The award will support Nidiffer’s project on genome-wide signatures of speciation in a howler monkey hybrid zone system. “I will investigate the genome-wide patterns of genetic differentiation between hybridizing species and identify and annotate genetic regions associated with reproductive isolation,” Nidiffer said. “This will be the first project to identify genetic signatures of speciation in a natural primate hybrid zone and will provide a case study for comparison with results from well-studied model systems, like the house mouse hybrid zone.”
The award helped fund Otero Jimenez’s field work during the summer in Mexico. She collected ear tissue samples from the naked-eared deer Mouse, Peromyscus gymnotis. “This is a generalist rodent species that I will be adding to my study to compare the effects of coffee management practices on the population structure of P. gymnotis and H. desmarestianus, a forest specialist rodent species.”

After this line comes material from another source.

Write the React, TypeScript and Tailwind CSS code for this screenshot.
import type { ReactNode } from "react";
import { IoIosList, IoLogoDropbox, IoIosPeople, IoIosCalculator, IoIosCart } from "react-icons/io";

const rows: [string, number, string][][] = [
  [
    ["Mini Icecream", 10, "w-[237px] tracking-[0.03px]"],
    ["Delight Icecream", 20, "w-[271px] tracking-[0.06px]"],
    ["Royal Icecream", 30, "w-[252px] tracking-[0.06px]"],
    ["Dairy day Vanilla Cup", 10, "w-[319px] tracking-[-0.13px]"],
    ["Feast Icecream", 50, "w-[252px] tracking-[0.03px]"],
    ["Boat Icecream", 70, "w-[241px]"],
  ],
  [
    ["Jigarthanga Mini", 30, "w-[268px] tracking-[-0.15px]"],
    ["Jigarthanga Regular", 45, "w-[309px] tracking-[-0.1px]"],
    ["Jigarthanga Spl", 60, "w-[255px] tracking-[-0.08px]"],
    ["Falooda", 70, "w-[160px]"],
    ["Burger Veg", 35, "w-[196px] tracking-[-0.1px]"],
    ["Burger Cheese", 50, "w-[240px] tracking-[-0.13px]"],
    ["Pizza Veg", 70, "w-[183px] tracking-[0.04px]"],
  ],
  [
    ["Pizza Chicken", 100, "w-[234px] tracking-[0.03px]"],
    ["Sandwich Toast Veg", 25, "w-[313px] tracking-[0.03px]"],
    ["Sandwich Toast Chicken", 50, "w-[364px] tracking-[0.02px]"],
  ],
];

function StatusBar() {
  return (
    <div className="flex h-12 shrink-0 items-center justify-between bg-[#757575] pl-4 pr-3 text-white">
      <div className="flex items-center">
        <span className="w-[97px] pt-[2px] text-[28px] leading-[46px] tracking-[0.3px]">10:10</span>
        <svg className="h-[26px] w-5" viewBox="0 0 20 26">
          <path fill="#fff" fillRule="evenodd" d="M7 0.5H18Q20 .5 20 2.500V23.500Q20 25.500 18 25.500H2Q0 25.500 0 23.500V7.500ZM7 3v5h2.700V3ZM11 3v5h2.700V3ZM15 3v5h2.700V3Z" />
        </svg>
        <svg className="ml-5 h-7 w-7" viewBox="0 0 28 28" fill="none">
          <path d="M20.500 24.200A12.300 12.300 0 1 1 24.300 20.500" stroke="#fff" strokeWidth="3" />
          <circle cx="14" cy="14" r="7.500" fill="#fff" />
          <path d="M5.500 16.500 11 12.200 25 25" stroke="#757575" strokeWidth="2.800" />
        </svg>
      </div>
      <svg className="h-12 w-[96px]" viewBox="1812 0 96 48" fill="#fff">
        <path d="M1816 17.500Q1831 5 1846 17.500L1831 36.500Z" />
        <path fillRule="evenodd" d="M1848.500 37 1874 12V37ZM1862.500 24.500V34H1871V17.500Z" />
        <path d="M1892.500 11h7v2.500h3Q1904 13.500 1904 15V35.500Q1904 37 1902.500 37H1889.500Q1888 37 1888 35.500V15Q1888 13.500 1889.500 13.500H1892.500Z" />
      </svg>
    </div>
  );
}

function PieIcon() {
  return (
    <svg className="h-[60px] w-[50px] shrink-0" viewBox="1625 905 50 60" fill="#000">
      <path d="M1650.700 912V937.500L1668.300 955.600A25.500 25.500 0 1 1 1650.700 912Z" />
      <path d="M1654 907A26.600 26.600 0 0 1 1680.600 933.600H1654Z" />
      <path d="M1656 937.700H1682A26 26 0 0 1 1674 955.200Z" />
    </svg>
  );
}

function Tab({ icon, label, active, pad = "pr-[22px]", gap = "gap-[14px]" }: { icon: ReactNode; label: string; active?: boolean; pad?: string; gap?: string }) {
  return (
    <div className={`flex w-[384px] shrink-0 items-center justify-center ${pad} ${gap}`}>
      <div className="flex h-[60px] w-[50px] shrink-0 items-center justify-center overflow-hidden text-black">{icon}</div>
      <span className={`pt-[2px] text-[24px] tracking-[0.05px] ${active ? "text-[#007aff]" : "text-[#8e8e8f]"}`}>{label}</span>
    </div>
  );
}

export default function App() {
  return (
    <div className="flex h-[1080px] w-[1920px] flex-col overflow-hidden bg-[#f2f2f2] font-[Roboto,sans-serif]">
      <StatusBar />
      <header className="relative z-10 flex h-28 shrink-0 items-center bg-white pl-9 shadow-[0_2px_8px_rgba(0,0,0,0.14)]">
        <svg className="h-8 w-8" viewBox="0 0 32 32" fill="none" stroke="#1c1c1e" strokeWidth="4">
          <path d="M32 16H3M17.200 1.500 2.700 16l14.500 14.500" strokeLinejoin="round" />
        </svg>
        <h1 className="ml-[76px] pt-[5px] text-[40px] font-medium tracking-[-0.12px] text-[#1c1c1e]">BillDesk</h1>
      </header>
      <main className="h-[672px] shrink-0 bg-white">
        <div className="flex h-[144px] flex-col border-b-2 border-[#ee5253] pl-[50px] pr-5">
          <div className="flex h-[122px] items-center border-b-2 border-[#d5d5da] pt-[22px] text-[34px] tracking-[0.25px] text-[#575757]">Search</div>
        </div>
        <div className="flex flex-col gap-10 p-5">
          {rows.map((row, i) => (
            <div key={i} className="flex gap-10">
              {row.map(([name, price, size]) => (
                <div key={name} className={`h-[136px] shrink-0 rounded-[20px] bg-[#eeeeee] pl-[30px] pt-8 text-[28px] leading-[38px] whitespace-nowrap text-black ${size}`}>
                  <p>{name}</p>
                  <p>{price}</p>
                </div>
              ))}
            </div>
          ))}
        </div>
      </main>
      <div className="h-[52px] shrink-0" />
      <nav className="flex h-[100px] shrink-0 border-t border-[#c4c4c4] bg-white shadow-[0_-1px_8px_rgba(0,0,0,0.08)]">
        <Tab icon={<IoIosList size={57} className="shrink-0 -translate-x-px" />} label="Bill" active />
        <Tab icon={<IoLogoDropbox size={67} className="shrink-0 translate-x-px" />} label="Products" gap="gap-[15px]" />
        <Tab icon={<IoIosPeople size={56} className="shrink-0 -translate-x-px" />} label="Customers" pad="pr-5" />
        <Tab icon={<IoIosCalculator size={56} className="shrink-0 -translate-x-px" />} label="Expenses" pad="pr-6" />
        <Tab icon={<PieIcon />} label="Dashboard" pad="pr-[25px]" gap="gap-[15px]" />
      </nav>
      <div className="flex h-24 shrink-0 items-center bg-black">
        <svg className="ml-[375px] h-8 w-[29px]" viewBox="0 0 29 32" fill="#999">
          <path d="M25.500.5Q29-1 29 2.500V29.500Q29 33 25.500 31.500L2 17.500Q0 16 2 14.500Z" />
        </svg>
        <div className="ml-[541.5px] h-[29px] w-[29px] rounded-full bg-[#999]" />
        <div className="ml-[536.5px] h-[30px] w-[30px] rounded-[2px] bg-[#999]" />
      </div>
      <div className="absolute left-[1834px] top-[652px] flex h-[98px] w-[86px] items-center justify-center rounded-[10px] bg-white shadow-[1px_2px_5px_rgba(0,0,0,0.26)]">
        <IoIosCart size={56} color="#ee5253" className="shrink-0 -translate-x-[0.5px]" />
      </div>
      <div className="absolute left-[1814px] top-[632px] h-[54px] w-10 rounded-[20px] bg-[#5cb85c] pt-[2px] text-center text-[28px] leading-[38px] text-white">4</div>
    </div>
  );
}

Otero Jimenez is studying the movement of the rodents in the coffee growing region of Tapachula, Mexico. She wants to discover if the coffee fields assist or inhibit their migration and how the mice living in fields may differ from the forest dwellers.
Worldwide, most tropical rain forests are fragmented patches of forest separated by farm fields. This makes it challenging for organisms to move across farm fields – especially those with pesticides. If migration stops, species can inbreed and eventually become extinct.
Awards are given out annually to graduate students and upper-level undergraduates who are members of the society pursing research in mammalogy. Each received $1,500. Awardees were recognized at a ceremony at the June 2015 ASM annual meeting, in Jacksonville, Fla.